In the first step, we have applied the product rule. Note that we essentially take the derivative with respect to each $A$ separately (think of the two $A$’s as different variables). For coherence, we have replaced the $A$ we are taking the derivative with respect to with $X$. In the second step we have made use of 3.C. The third step uses 1.D and the final step makes use of 3.A.

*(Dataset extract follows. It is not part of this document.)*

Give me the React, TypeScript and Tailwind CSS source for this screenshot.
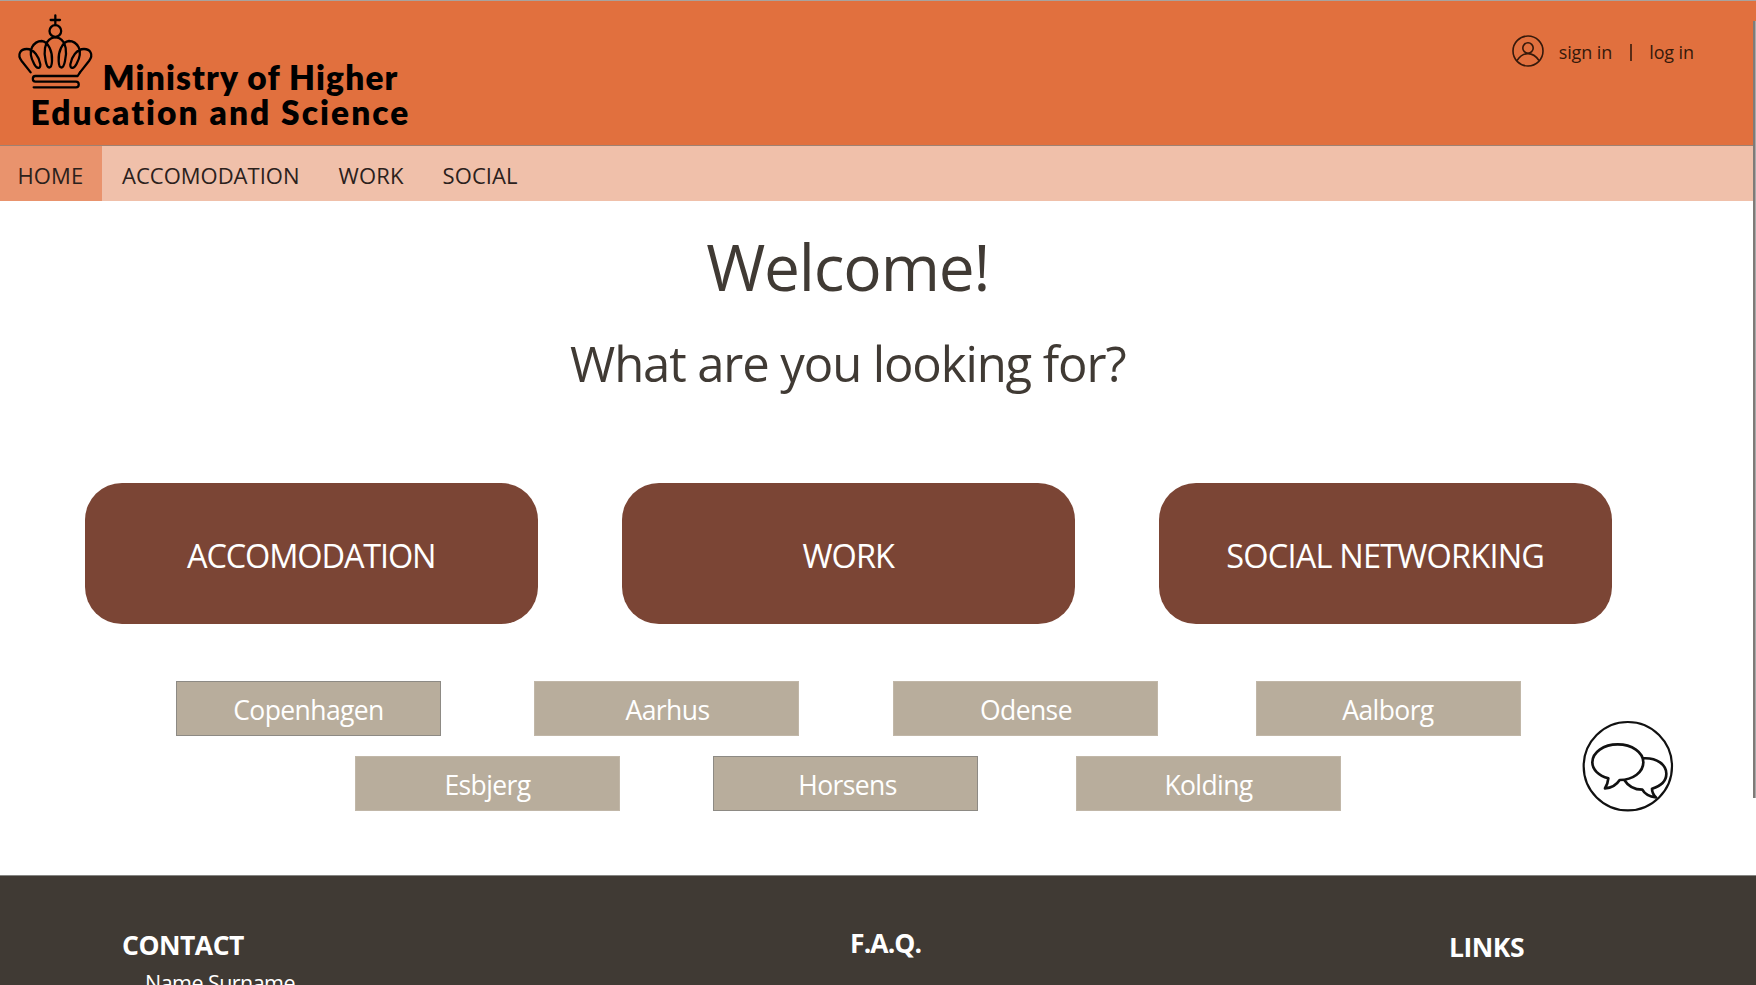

3.C Let $A \in \mathbb{R}^{m \times n}$ and let $f$ be a mapping from $\mathbb{R}^{m \times n}$ to $\mathbb{R}$. Then $\nabla_{A^T} f(A) = \left(\nabla_A f(A)\right)^T$.

$$ \begin{eqnarray} \nabla_{A^T} f(A) &=& \begin{bmatrix} \frac{\partial f(A)}{\partial (A^T)_{11}} &.& \frac{\partial f(A)}{\partial (A^T)_{1m}} \\ .&.&. \\ \frac{\partial f(A)}{\partial (A^T)_{n1}} &.&\frac{\partial f(A)}{\partial (A^T)_{nm}}\end{bmatrix} &=&\begin{bmatrix} \frac{\partial f(A)}{\partial A_{11}} &.& \frac{\partial f(A)}{\partial A_{m1}} \\ .&.&. \\ \frac{\partial f(A)}{\partial A_{1n}} &.&\frac{\partial f(A)}{\partial A_{mn}}\end{bmatrix}\\ &=& \begin{bmatrix} \frac{\partial f(A)}{\partial A_{11}} &.& \frac{\partial f(A)}{\partial A_{1n}} \\ .&.&. \\ \frac{\partial f(A)}{\partial A_{m1}} &.&\frac{\partial f(A)}{\partial A_{mn}}\end{bmatrix}^T &=& \nabla_A f(A) \end{eqnarray} $$

Note that we have used the Jacobian matrix as defined earlier.

3.D Let $A$ be some square, non-singular matrix. Then $\nabla_A \vert A \vert = \vert A \vert (A^{-1})^T$. This follows from the fact that $A^{-1}=(A')^T/\vert A \vert$ where $A'$ is the matrix whose $(i,j)$ element is $(-1)^{i+j}$ times the determinant of the square matrix resulting from deleting the $i^{th}$ row and $j^{th}$ column of $A$. Also, the standard definition for the determinant is: $\vert A \vert =\sum_{j}A_{ij}A'_{ij}$ for any $i$. Since $A'_{ij}$ does not depend on the $(i,j)$ element of $A$ because of the way it was defined above, we have $\nabla_A\vert A \vert = A' = \vert A \vert (A^{-1})^T$.